Great British Menu ™
Great British Menu ™ - Chef Name:
Season:
Week:
Dish:
Books, the mind's food
Amber gets started on her set cream, adding heated double cream and sugar to oven roasted hay.
Amber: "Hay feels like a weird ingredient to use, but it's like roasty, toasty, nutty, yummy."
Amber: "Working in a school now, I don't get quite so much time for fine dining pastry. Okay, so we'll see if I've still got it."
Simon Rogan: "The title of your dish, please? And the inspiration?"
Amber: "The title is "Books, the mind's food." It's a line from one of Hannah Moore's poems. Hannah Moore was an abolitionist and also an education kind of pioneer in the Southwest, and I went to one of Hannah Moore's infant schools when I was a child."
Simon Rogan: "So what are you cooking for us?"
Amber: "Honey fermented strawberries, and I've also got a hay set cream strawberry gel. There'll be a white chocolate disc that links back to the brief. And there will also be a little ice cream sandwich on the side."

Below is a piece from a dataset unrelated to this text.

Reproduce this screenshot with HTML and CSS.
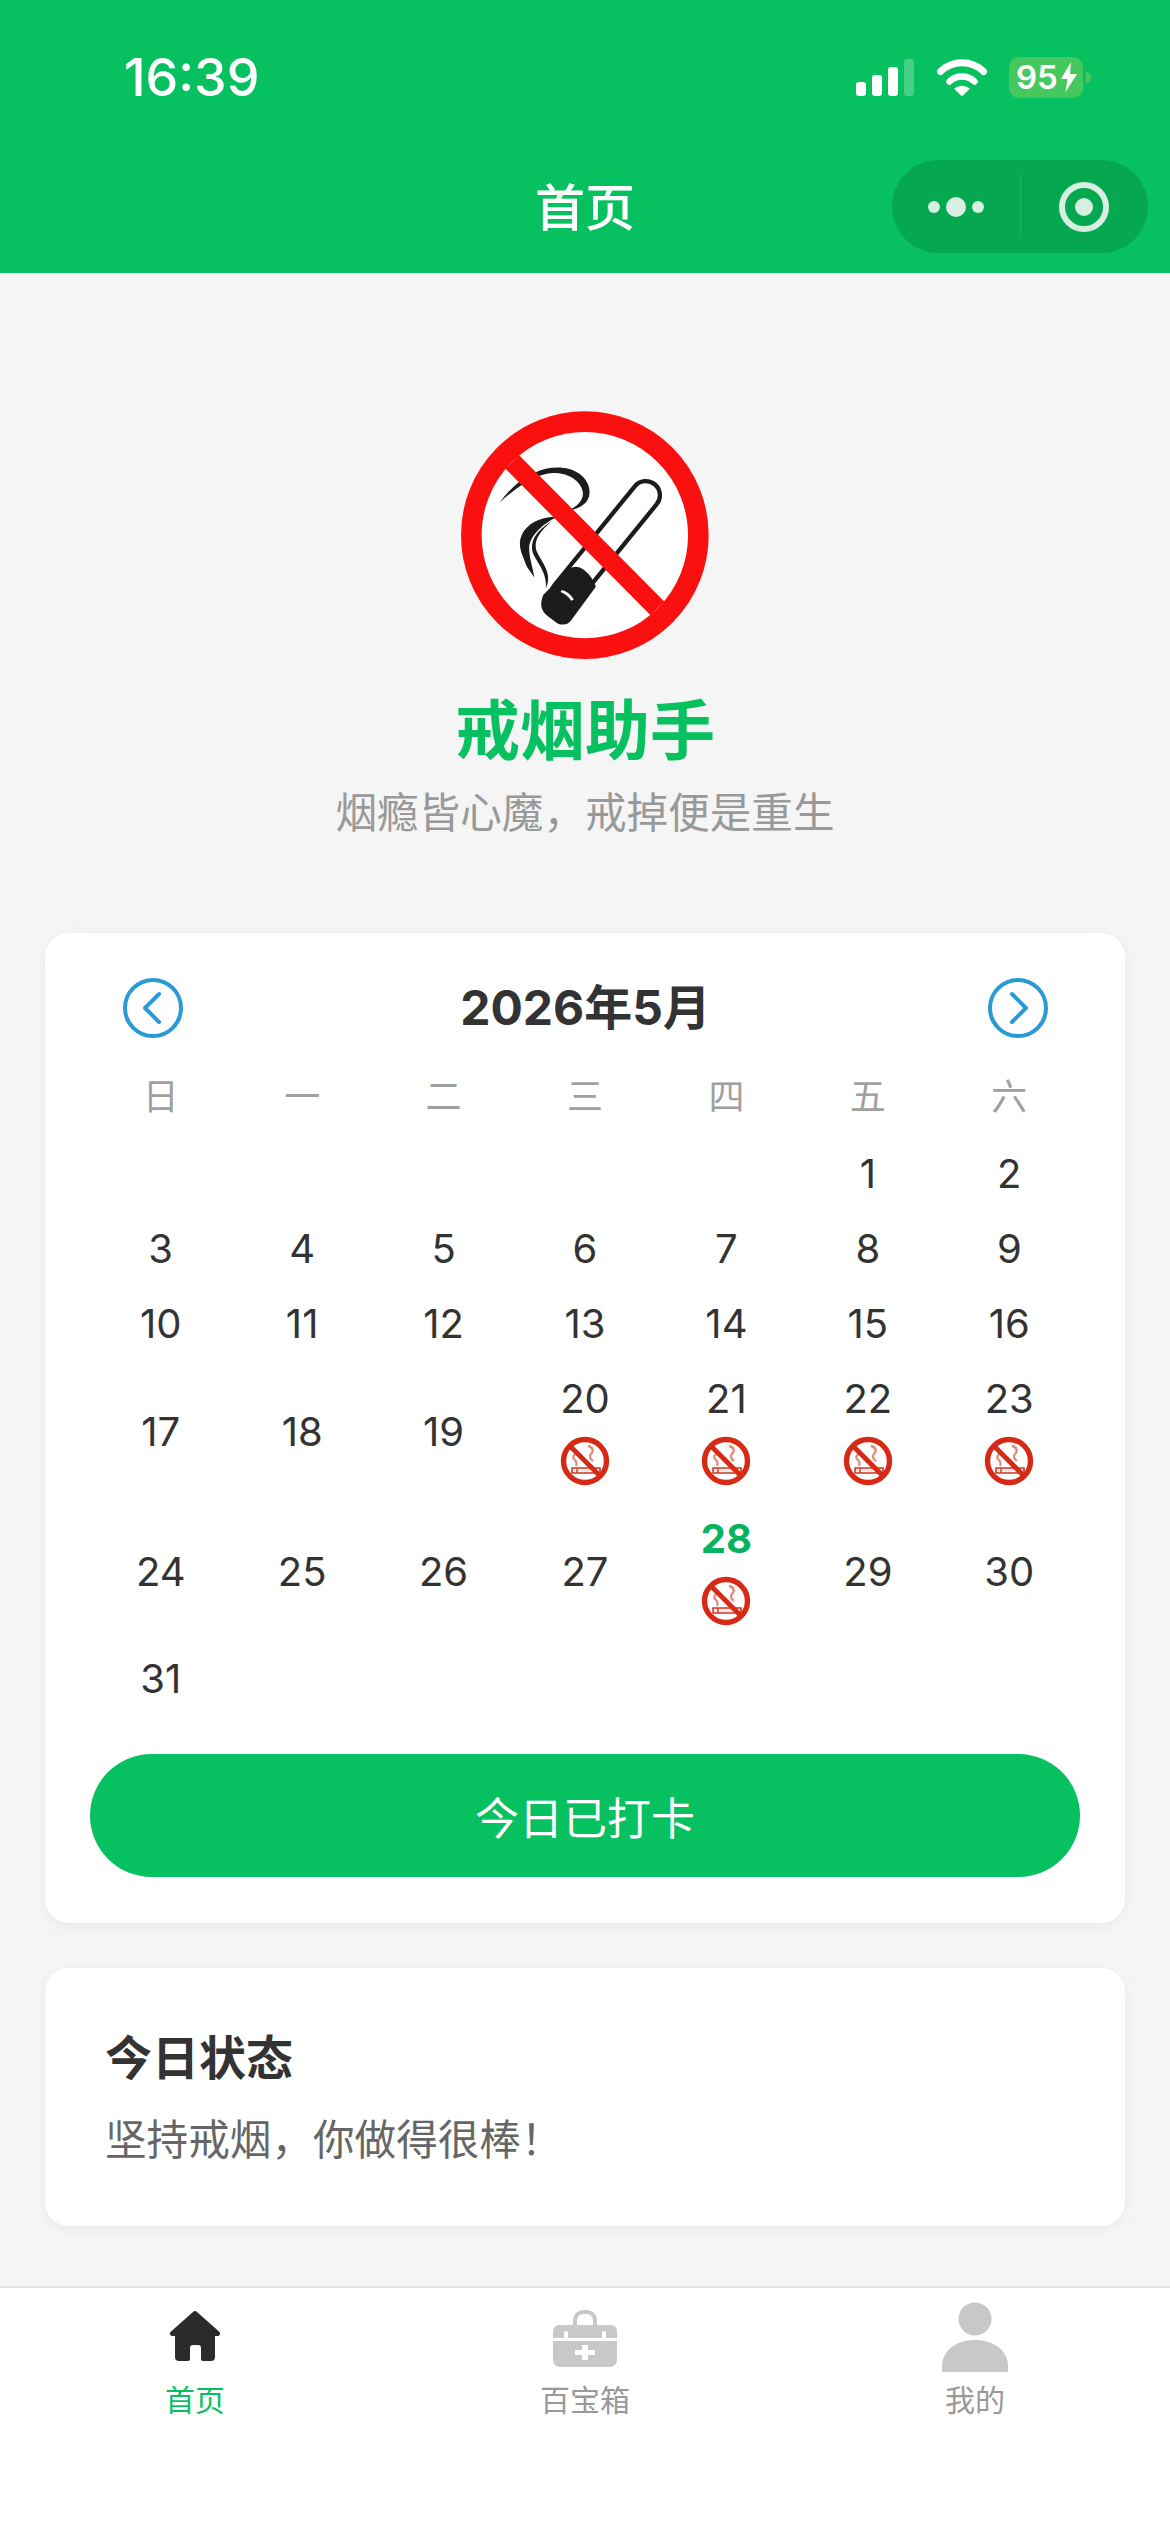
FILE: index.html
```html
<!DOCTYPE html>
<html lang="zh-CN">
<head>
<meta charset="utf-8">
<title>戒烟助手</title>
<link rel="stylesheet" href="styles.css">
</head>
<body>
<svg class="defs" aria-hidden="true">
  <symbol id="stamp" viewBox="0 0 50 50">
    <g filter="url(#soft)">
      <circle cx="25" cy="25" r="21.5" fill="#fff" stroke="#d62c14" stroke-width="5.4"/>
      <path d="M28 10c5 1 6 5 3 8-2 2-1 5 2 7" fill="none" stroke="#e08d7e" stroke-width="2.4"/>
      <path d="M18 17c-5 1-6 5-3 7 2 2 2 4 1 6" fill="none" stroke="#e08d7e" stroke-width="2.2"/>
      <path d="M12 32h28v5H12z" fill="#fbe9e5" stroke="#cc3a26" stroke-width="1.6"/>
      <path d="M17 32v5" stroke="#cc3a26" stroke-width="1.4"/>
      <path d="M10 10l30 30" stroke="#d62c14" stroke-width="4.8"/>
    </g>
  </symbol>
  <filter id="soft"><feGaussianBlur stdDeviation="0.55"/></filter>
</svg>

<div class="page">
  <header class="header">
    <div class="status">
      <span class="time">16:39</span>
      <div class="status-icons">
        <div class="signal">
          <i class="bar b1"></i><i class="bar b2"></i><i class="bar b3"></i><i class="bar b4"></i>
        </div>
        <svg class="wifi" viewBox="0 0 50 38" width="50" height="38">
          <path d="M3.500 13.500A31 31 0 0 1 46.500 13.500" fill="none" stroke="#fff" stroke-width="7" stroke-linecap="round"/>
          <path d="M12.500 23.500A18 18 0 0 1 37.500 23.500" fill="none" stroke="#fff" stroke-width="6.500" stroke-linecap="round"/>
          <path d="M17 30.500Q25 25 33 30.500L26 37.500Q25 38.300 24 37.500Z" fill="#fff"/>
        </svg>
        <div class="battery">
          <span class="battery-level">95</span>
          <svg class="bolt" viewBox="0 0 18 30" width="18" height="30">
            <path d="M11 0L1 17h6.500L5.500 30 17 12h-7z" fill="#fff"/>
          </svg>
        </div>
        <i class="nub"></i>
      </div>
    </div>
    <div class="nav">
      <h1 class="nav-title">首页</h1>
      <div class="capsule">
        <div class="capsule-side">
          <i class="dot"></i><i class="dot dot-big"></i><i class="dot"></i>
        </div>
        <i class="capsule-line"></i>
        <div class="capsule-side">
          <i class="target"></i>
        </div>
      </div>
    </div>
  </header>

  <main class="main">
    <section class="hero">
      <svg class="logo" viewBox="125 92 745 745" width="248" height="248">
        <circle cx="497" cy="465" r="341" fill="#fff" stroke="#fb1010" stroke-width="62"/>
        <path d="M440 640L680 345" fill="none" stroke="#1c1c1c" stroke-width="98" stroke-linecap="round"/>
        <path d="M440 640L680 345" fill="none" stroke="#fff" stroke-width="72" stroke-linecap="round"/>
        <path d="M372 645L445 570Q470 550 495 570 520 590 530 620L455 722Q440 740 415 730L385 708Q355 685 372 645Z" fill="#1c1c1c"/>
        <path d="M428 630q22 6 36 28l-8 4q-12-18-32-26z" fill="#fff"/>
        <path d="M240 368C262 338 296 300 345 278 390 256 445 256 480 280 516 306 522 352 492 374 480 384 465 388 448 390 472 380 494 362 491 335 486 304 450 276 400 278 345 282 290 322 240 368Z" fill="#1c1c1c"/>
        <path d="M412 411C370 408 324 428 307 465 292 500 313 530 323 560L345 592C341 560 328 530 330 500 334 465 372 430 412 411Z" fill="#1c1c1c"/>
        <path d="M400 421C364 445 334 470 339 510 344 540 385 570 380 625 402 580 366 545 353 515 340 480 366 450 400 421Z" fill="#1c1c1c"/>
        <path d="M279 245L715 685" fill="none" stroke="#fb1010" stroke-width="58"/>
      </svg>
      <h2 class="app-name">戒烟助手</h2>
      <p class="slogan">烟瘾皆心魔，戒掉便是重生</p>
    </section>

    <section class="card calendar">
      <div class="cal-head">
        <svg class="arrow" viewBox="0 0 60 60" width="60" height="60">
          <circle cx="30" cy="30" r="28" fill="none" stroke="#2a9ad6" stroke-width="4"/>
          <path d="M36 16L22 30l14 14" fill="none" stroke="#2a9ad6" stroke-width="4" stroke-linecap="round" stroke-linejoin="round"/>
        </svg>
        <span class="cal-title">2026年5月</span>
        <svg class="arrow" viewBox="0 0 60 60" width="60" height="60">
          <circle cx="30" cy="30" r="28" fill="none" stroke="#2a9ad6" stroke-width="4"/>
          <path d="M24 16l14 14-14 14" fill="none" stroke="#2a9ad6" stroke-width="4" stroke-linecap="round" stroke-linejoin="round"/>
        </svg>
      </div>
      <div class="week">
        <span>日</span><span>一</span><span>二</span><span>三</span><span>四</span><span>五</span><span>六</span>
      </div>
      <div class="days">
        <div class="day"></div><div class="day"></div><div class="day"></div><div class="day"></div><div class="day"></div>
        <div class="day"><span>1</span></div><div class="day"><span>2</span></div>
        <div class="day"><span>3</span></div><div class="day"><span>4</span></div><div class="day"><span>5</span></div><div class="day"><span>6</span></div><div class="day"><span>7</span></div><div class="day"><span>8</span></div><div class="day"><span>9</span></div>
        <div class="day"><span>10</span></div><div class="day"><span>11</span></div><div class="day"><span>12</span></div><div class="day"><span>13</span></div><div class="day"><span>14</span></div><div class="day"><span>15</span></div><div class="day"><span>16</span></div>
        <div class="day mid"><span>17</span></div><div class="day mid"><span>18</span></div><div class="day mid"><span>19</span></div>
        <div class="day"><span>20</span><svg class="stamp"><use href="#stamp"/></svg></div>
        <div class="day"><span>21</span><svg class="stamp"><use href="#stamp"/></svg></div>
        <div class="day"><span>22</span><svg class="stamp"><use href="#stamp"/></svg></div>
        <div class="day"><span>23</span><svg class="stamp"><use href="#stamp"/></svg></div>
        <div class="day mid"><span>24</span></div><div class="day mid"><span>25</span></div><div class="day mid"><span>26</span></div><div class="day mid"><span>27</span></div>
        <div class="day today"><span>28</span><svg class="stamp"><use href="#stamp"/></svg></div>
        <div class="day mid"><span>29</span></div><div class="day mid"><span>30</span></div>
        <div class="day"><span>31</span></div>
      </div>
      <button class="checkin">今日已打卡</button>
    </section>

    <section class="card state">
      <h3 class="state-title">今日状态</h3>
      <p class="state-text">坚持戒烟，你做得很棒！</p>
    </section>
  </main>

  <nav class="tabbar">
    <div class="tab active">
      <svg class="tab-icon" viewBox="0 0 80 80" width="80" height="80">
        <path d="M38 14a3 3 0 0 1 4 0L64 33.500c2 2 1 4.500-1.500 4.500H60V59a4 4 0 0 1-4 4H48a2 2 0 0 1-2-2V50a3 3 0 0 0-3-3H38a3 3 0 0 0-3 3V61a2 2 0 0 1-2 2H24a4 4 0 0 1-4-4V38H17.500c-2.500 0-3.500-2.500-1.500-4.500Z" fill="#2b2b2b"/>
      </svg>
      <span class="tab-label">首页</span>
    </div>
    <div class="tab">
      <svg class="tab-icon" viewBox="0 0 80 80" width="80" height="80">
        <path d="M30 27v-5a8 8 0 0 1 8-8h4a8 8 0 0 1 8 8v5" fill="none" stroke="#c8c8c8" stroke-width="4"/>
        <path d="M14 27h52a6 6 0 0 1 6 6v7H61v-5a2 2 0 0 0-4 0v5H23v-5a2 2 0 0 0-4 0v5H8v-7a6 6 0 0 1 6-6Z" fill="#c8c8c8"/>
        <path d="M8 43h64v19a7 7 0 0 1-7 7H15a7 7 0 0 1-7-7Z" fill="#c8c8c8"/>
        <path d="M37 47h6v5h7v5h-7v5h-6v-5h-7v-5h7Z" fill="#fff"/>
      </svg>
      <span class="tab-label">百宝箱</span>
    </div>
    <div class="tab">
      <svg class="tab-icon" viewBox="0 0 80 80" width="80" height="80">
        <circle cx="40" cy="21" r="16.500" fill="#c8c8c8"/>
        <path d="M7 74V68C7 52 22 42 40 42s33 10 33 26v6Z" fill="#c8c8c8"/>
      </svg>
      <span class="tab-label">我的</span>
    </div>
  </nav>
</div>
</body>
</html>
```
FILE: styles.css
```css
* { box-sizing: border-box; }
html, body { margin: 0; padding: 0; }
body {
  width: 1170px;
  height: 2532px;
  overflow: hidden;
  font-family: Inter, "Noto Sans CJK SC", sans-serif;
  color: #333;
  background: #f5f5f5;
}
h1, h2, h3, p { margin: 0; font-weight: inherit; font-size: inherit; }
i { display: block; }
.defs { position: absolute; width: 0; height: 0; }

.page { display: flex; flex-direction: column; height: 2532px; }

/* header */
.header { height: 273px; background: #07c160; color: #fff; flex: none; }
.status {
  height: 140px;
  padding: 14px 0 0 124px;
  display: flex;
  align-items: center;
  justify-content: space-between;
}
.time { font-size: 52px; font-weight: 500; line-height: 60px; padding-top: 2px; }
.status-icons { display: flex; align-items: center; width: 314px; height: 42px; }
.signal { display: flex; align-items: flex-end; gap: 6px; width: 58px; height: 37px; margin-top: 1px; }
.bar { width: 10px; background: #fff; border-radius: 3px; }
.b1 { height: 14px; }
.b2 { height: 21px; }
.b3 { height: 29px; }
.b4 { height: 37px; background: rgba(255,255,255,.25); }
.wifi { margin-left: 23px; }
.battery {
  margin-left: 22px;
  width: 74px;
  height: 41px;
  border-radius: 10px;
  background: #45c95e;
  display: flex;
  align-items: center;
  padding-left: 7px;
}
.battery-level { font-size: 33px; font-weight: 600; line-height: 41px; }
.bolt { margin-left: 2px; }
.nub { width: 5px; height: 11px; margin-left: 3px; border-radius: 0 6px 6px 0; background: #45c95e; }

.nav { height: 133px; padding-top: 3px; position: relative; display: flex; align-items: center; justify-content: center; }
.nav-title { font-size: 50px; font-weight: 500; line-height: 70px; }
.capsule {
  position: absolute;
  left: 892px;
  top: 20px;
  width: 256px;
  height: 93px;
  border-radius: 47px;
  background: #06a751;
  display: flex;
  align-items: center;
}
.capsule-side { flex: 1; display: flex; align-items: center; justify-content: center; gap: 6px; }
.capsule-line { width: 1px; height: 64px; background: rgba(255,255,255,.1); }
.dot { width: 12px; height: 12px; border-radius: 50%; background: #d6efe0; }
.dot-big { width: 20px; height: 20px; }
.target {
  width: 50px;
  height: 50px;
  border-radius: 50%;
  border: 6px solid #d6efe0;
  display: flex;
  align-items: center;
  justify-content: center;
}
.target::after { content: ""; width: 18px; height: 18px; border-radius: 50%; background: #d6efe0; }

/* main */
.main { flex: 1; padding: 138px 45px 0; }
.hero { display: flex; flex-direction: column; align-items: center; }
.logo { display: block; }
.app-name { margin-top: 27px; font-size: 65px; font-weight: 700; line-height: 90px; color: #07c160; }
.slogan { margin-top: 7px; font-size: 41.6px; line-height: 60px; color: #999; }

.card { background: #fff; border-radius: 24px; box-shadow: 0 3px 14px rgba(0,0,0,.05); }
.calendar { margin-top: 90px; padding: 45px; height: 990px; }
.cal-head { display: flex; align-items: center; justify-content: space-between; height: 60px; padding: 0 32px 0 33px; }
.arrow { display: block; }
.cal-title { font-size: 48px; font-weight: 700; line-height: 60px; }
.week, .days { display: grid; grid-template-columns: repeat(7, 1fr); }
.week { margin-top: 22px; height: 75px; align-items: center; text-align: center; font-size: 36px; line-height: 75px; color: #a0a0a0; }
.days { margin-top: 1px; font-size: 40px; }
.day {
  min-height: 75px;
  padding: 10px 0;
  display: flex;
  flex-direction: column;
  align-items: center;
  line-height: 55px;
}
.day.mid { justify-content: center; }
.today span { color: #07b35c; font-weight: 700; }
.stamp { width: 50px; height: 50px; margin: 10px 0 5px; display: block; }
.checkin {
  display: block;
  width: 100%;
  height: 123px;
  margin-top: 38px;
  border: 0;
  border-radius: 62px;
  background: #07c160;
  color: #fff;
  font: 400 44px Inter, "Noto Sans CJK SC", sans-serif;
}

.state { margin-top: 45px; height: 258px; padding: 60px 60px 0; }
.state-title { font-size: 47px; font-weight: 700; line-height: 60px; }
.state-text { margin-top: 22px; font-size: 41.6px; line-height: 60px; color: #666; }

/* tabbar */
.tabbar {
  flex: none;
  height: 246px;
  background: #fff;
  border-top: 2px solid #e6e6e6;
  display: grid;
  grid-template-columns: repeat(3, 1fr);
}
.tab { padding-top: 10px; display: flex; flex-direction: column; align-items: center; }
.tab-icon { display: block; }
.tab-label { margin-top: 2px; font-size: 30px; line-height: 40px; color: #999; }
.active .tab-label { color: #07c160; }
```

Simon Rogan: "What's the ice cream?"
Amber: "Fermented honey parfait. Lots of honey, lots of strawberry."
Later still ...
Amber adds eggs to a parfait base of fermented honey, double cream, sugar and gelatin.
She checks on the hay smoke infused cream.
Amber: "It's not quite at that nutty point that I'd like. It needs a touch longer with the hay.
She pours and places the parfait in the blast chiller to set.
Amber thinly rolls chilled charcoal sablé biscuit dough. She cuts it with a stencil to achieve a uniform shape. She begins to temper white chocolate. It will be heated, cooled and whisked several times to give it a silky texture and shiny appearance.
Amber: "I'm rubbish at tempering chocolate. Don't know why I thought I would do it here. I need to bring it down to 27 or 25, I think. And then back up again a little bit so that it's workable. Absolute nightmare. Who would temper, hey? Only fools like me."
Amber: "This is a thickening agent, this strawberry puree. It'll still keep its vibrancy and fresh flavor without me adding lots of stuff to it."
Amber, speaking to Simon Rogan
"I've got a little bit of strawberry gel for you to try. I didn't want to use out of season strawberries. Puree offers a ripeness and season option."
Amber: "I'm currently focusing on this white chocolate. I'm not very good at tempering."
Simon Rogan, speaking to the camera behind the scenes
"So I tasted Amber's strawberry gel. Really lovely depth of strawberry and a little bit of acidity as well. I think that's going to be a real great addition to the dish."
Plating
First to serve is Amber. Strawberry gel is added to hay smoked set cream.
Amber: "It should just add a bit of freshness to the dish."
Honey fermented strawberries are next. Small bites of honeycomb. Sprigs of lemon thyme. Beautiful white tempered chocolate is added. Parfaits. And finally, a honey parfait sandwiched between two charcoal sablé biscuits is added as a side. All set in traditional school desks with vodka and strawberry cocktail "ink".